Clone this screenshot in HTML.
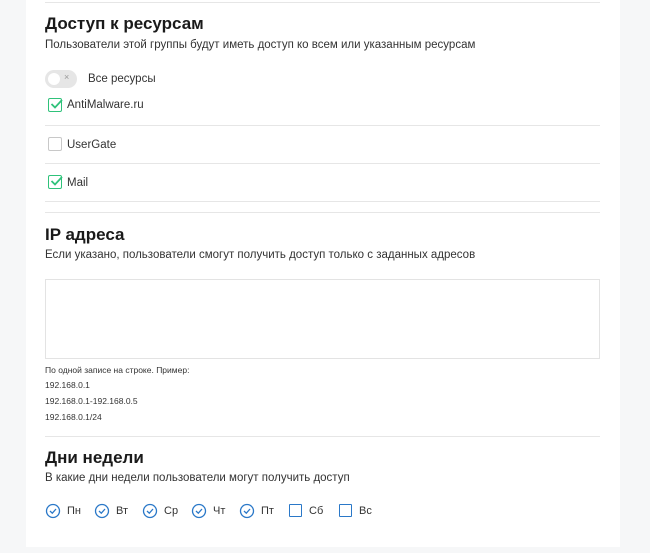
<!DOCTYPE html>
<html><head><meta charset="utf-8"><style>
*{margin:0;padding:0;box-sizing:border-box}
body{width:650px;height:553px;background:#f6f7f8;font-family:"Liberation Sans","DejaVu Sans",sans-serif;color:#222;position:relative;overflow:hidden}
.card{position:absolute;left:26px;top:0;width:594px;height:547px;background:#fff}
.a{position:absolute;white-space:nowrap}
.line{position:absolute;left:45px;width:555px;height:1px;background:#e6e6e6}
h2{position:absolute;left:45px;font-size:17px;font-weight:bold;color:#1a1a1a;white-space:nowrap}
.sub{position:absolute;left:45px;font-size:11.5px;color:#333;white-space:nowrap}
.cb{position:absolute;left:48px;width:14px;height:14px;border:1.5px solid #2fc27a;border-radius:2px}
.cb.off{border-color:#c8c8c8}
.lbl{position:absolute;left:67px;font-size:11.5px;color:#333}
.small{position:absolute;left:45px;font-size:8.5px;color:#333}
.day{position:absolute;top:505px;font-size:11px;color:#333}
</style></head><body>
<div class="card"></div>
<div class="line" style="top:2px"></div>
<h2 style="top:14px">Доступ к ресурсам</h2>
<div class="sub" style="top:39px">Пользователи этой группы будут иметь доступ ко всем или указанным ресурсам</div>
<div class="a" style="left:45px;top:70px;width:32px;height:18px;border-radius:9px;background:#e6e6e6"></div>
<div class="a" style="left:48px;top:73px;width:12px;height:12px;border-radius:6px;background:#fff"></div>
<div class="a" style="left:64px;top:72px;font-size:9px;color:#999">×</div>
<div class="lbl" style="left:88px;top:73px">Все ресурсы</div>
<div class="cb" style="top:98px"></div>
<svg class="a" style="left:50px;top:98px" width="14" height="12"><path d="M1.5 6 L5 9.5 L12 2" stroke="#2fc27a" stroke-width="1.8" fill="none"/></svg>
<div class="lbl" style="top:99px">AntiMalware.ru</div>
<div class="line" style="top:125px"></div>
<div class="cb off" style="top:137px"></div>
<div class="lbl" style="top:139px">UserGate</div>
<div class="line" style="top:163px"></div>
<div class="cb" style="top:175px"></div>
<svg class="a" style="left:50px;top:175px" width="14" height="12"><path d="M1.5 6 L5 9.5 L12 2" stroke="#2fc27a" stroke-width="1.8" fill="none"/></svg>
<div class="lbl" style="top:177px">Mail</div>
<div class="line" style="top:201px"></div>
<div class="line" style="top:212px"></div>
<h2 style="top:225px">IP адреса</h2>
<div class="sub" style="top:249px">Если указано, пользователи смогут получить доступ только с заданных адресов</div>
<div class="a" style="left:45px;top:279px;width:555px;height:80px;border:1px solid #e3e3e3"></div>
<div class="small" style="top:365px">По одной записе на строке. Пример:</div>
<div class="small" style="top:380px">192.168.0.1</div>
<div class="small" style="top:396px">192.168.0.1-192.168.0.5</div>
<div class="small" style="top:412px">192.168.0.1/24</div>
<div class="line" style="top:436px"></div>
<h2 style="top:448px">Дни недели</h2>
<div class="sub" style="top:472px">В какие дни недели пользователи могут получить доступ</div>
<svg class="a" style="left:45px;top:503px" width="16" height="16"><circle cx="8" cy="8" r="6.5" stroke="#2a78c8" stroke-width="1.3" fill="none"/><path d="M5 8 L7.3 10.2 L11 6" stroke="#2a78c8" stroke-width="1.3" fill="none"/></svg>
<div class="day" style="left:67px">Пн</div>
<svg class="a" style="left:94px;top:503px" width="16" height="16"><circle cx="8" cy="8" r="6.5" stroke="#2a78c8" stroke-width="1.3" fill="none"/><path d="M5 8 L7.3 10.2 L11 6" stroke="#2a78c8" stroke-width="1.3" fill="none"/></svg>
<div class="day" style="left:116px">Вт</div>
<svg class="a" style="left:142px;top:503px" width="16" height="16"><circle cx="8" cy="8" r="6.5" stroke="#2a78c8" stroke-width="1.3" fill="none"/><path d="M5 8 L7.3 10.2 L11 6" stroke="#2a78c8" stroke-width="1.3" fill="none"/></svg>
<div class="day" style="left:164px">Ср</div>
<svg class="a" style="left:191px;top:503px" width="16" height="16"><circle cx="8" cy="8" r="6.5" stroke="#2a78c8" stroke-width="1.3" fill="none"/><path d="M5 8 L7.3 10.2 L11 6" stroke="#2a78c8" stroke-width="1.3" fill="none"/></svg>
<div class="day" style="left:213px">Чт</div>
<svg class="a" style="left:239px;top:503px" width="16" height="16"><circle cx="8" cy="8" r="6.5" stroke="#2a78c8" stroke-width="1.3" fill="none"/><path d="M5 8 L7.3 10.2 L11 6" stroke="#2a78c8" stroke-width="1.3" fill="none"/></svg>
<div class="day" style="left:261px">Пт</div>
<div class="a" style="left:289px;top:504px;width:13px;height:13px;border:1.3px solid #2a78c8;border-radius:1px"></div>
<div class="day" style="left:309px">Сб</div>
<div class="a" style="left:339px;top:504px;width:13px;height:13px;border:1.3px solid #2a78c8;border-radius:1px"></div>
<div class="day" style="left:359px">Вс</div>
</body></html>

- - - -

Copy the material above in full and exactly, skipping pictures.

Result of this exercise =
Clone this screenshot in HTML.
<!DOCTYPE html>
<html><head><meta charset="utf-8"><style>
*{margin:0;padding:0;box-sizing:border-box}
body{width:650px;height:553px;background:#f6f7f8;font-family:"Liberation Sans","DejaVu Sans",sans-serif;color:#222;position:relative;overflow:hidden}
.card{position:absolute;left:26px;top:0;width:594px;height:547px;background:#fff}
.a{position:absolute;white-space:nowrap}
.line{position:absolute;left:45px;width:555px;height:1px;background:#e6e6e6}
h2{position:absolute;left:45px;font-size:17px;font-weight:bold;color:#1a1a1a;white-space:nowrap}
.sub{position:absolute;left:45px;font-size:11.5px;color:#333;white-space:nowrap}
.cb{position:absolute;left:48px;width:14px;height:14px;border:1.5px solid #2fc27a;border-radius:2px}
.cb.off{border-color:#c8c8c8}
.lbl{position:absolute;left:67px;font-size:11.5px;color:#333}
.small{position:absolute;left:45px;font-size:8.5px;color:#333}
.day{position:absolute;top:505px;font-size:11px;color:#333}
</style></head><body>
<div class="card"></div>
<div class="line" style="top:2px"></div>
<h2 style="top:14px">Доступ к ресурсам</h2>
<div class="sub" style="top:39px">Пользователи этой группы будут иметь доступ ко всем или указанным ресурсам</div>
<div class="a" style="left:45px;top:70px;width:32px;height:18px;border-radius:9px;background:#e6e6e6"></div>
<div class="a" style="left:48px;top:73px;width:12px;height:12px;border-radius:6px;background:#fff"></div>
<div class="a" style="left:64px;top:72px;font-size:9px;color:#999">×</div>
<div class="lbl" style="left:88px;top:73px">Все ресурсы</div>
<div class="cb" style="top:98px"></div>
<svg class="a" style="left:50px;top:98px" width="14" height="12"><path d="M1.5 6 L5 9.5 L12 2" stroke="#2fc27a" stroke-width="1.8" fill="none"/></svg>
<div class="lbl" style="top:99px">AntiMalware.ru</div>
<div class="line" style="top:125px"></div>
<div class="cb off" style="top:137px"></div>
<div class="lbl" style="top:139px">UserGate</div>
<div class="line" style="top:163px"></div>
<div class="cb" style="top:175px"></div>
<svg class="a" style="left:50px;top:175px" width="14" height="12"><path d="M1.5 6 L5 9.5 L12 2" stroke="#2fc27a" stroke-width="1.8" fill="none"/></svg>
<div class="lbl" style="top:177px">Mail</div>
<div class="line" style="top:201px"></div>
<div class="line" style="top:212px"></div>
<h2 style="top:225px">IP адреса</h2>
<div class="sub" style="top:249px">Если указано, пользователи смогут получить доступ только с заданных адресов</div>
<div class="a" style="left:45px;top:279px;width:555px;height:80px;border:1px solid #e3e3e3"></div>
<div class="small" style="top:365px">По одной записе на строке. Пример:</div>
<div class="small" style="top:380px">192.168.0.1</div>
<div class="small" style="top:396px">192.168.0.1-192.168.0.5</div>
<div class="small" style="top:412px">192.168.0.1/24</div>
<div class="line" style="top:436px"></div>
<h2 style="top:448px">Дни недели</h2>
<div class="sub" style="top:472px">В какие дни недели пользователи могут получить доступ</div>
<svg class="a" style="left:45px;top:503px" width="16" height="16"><circle cx="8" cy="8" r="6.5" stroke="#2a78c8" stroke-width="1.3" fill="none"/><path d="M5 8 L7.3 10.2 L11 6" stroke="#2a78c8" stroke-width="1.3" fill="none"/></svg>
<div class="day" style="left:67px">Пн</div>
<svg class="a" style="left:94px;top:503px" width="16" height="16"><circle cx="8" cy="8" r="6.5" stroke="#2a78c8" stroke-width="1.3" fill="none"/><path d="M5 8 L7.3 10.2 L11 6" stroke="#2a78c8" stroke-width="1.3" fill="none"/></svg>
<div class="day" style="left:116px">Вт</div>
<svg class="a" style="left:142px;top:503px" width="16" height="16"><circle cx="8" cy="8" r="6.5" stroke="#2a78c8" stroke-width="1.3" fill="none"/><path d="M5 8 L7.3 10.2 L11 6" stroke="#2a78c8" stroke-width="1.3" fill="none"/></svg>
<div class="day" style="left:164px">Ср</div>
<svg class="a" style="left:191px;top:503px" width="16" height="16"><circle cx="8" cy="8" r="6.5" stroke="#2a78c8" stroke-width="1.3" fill="none"/><path d="M5 8 L7.3 10.2 L11 6" stroke="#2a78c8" stroke-width="1.3" fill="none"/></svg>
<div class="day" style="left:213px">Чт</div>
<svg class="a" style="left:239px;top:503px" width="16" height="16"><circle cx="8" cy="8" r="6.5" stroke="#2a78c8" stroke-width="1.3" fill="none"/><path d="M5 8 L7.3 10.2 L11 6" stroke="#2a78c8" stroke-width="1.3" fill="none"/></svg>
<div class="day" style="left:261px">Пт</div>
<div class="a" style="left:289px;top:504px;width:13px;height:13px;border:1.3px solid #2a78c8;border-radius:1px"></div>
<div class="day" style="left:309px">Сб</div>
<div class="a" style="left:339px;top:504px;width:13px;height:13px;border:1.3px solid #2a78c8;border-radius:1px"></div>
<div class="day" style="left:359px">Вс</div>
</body></html>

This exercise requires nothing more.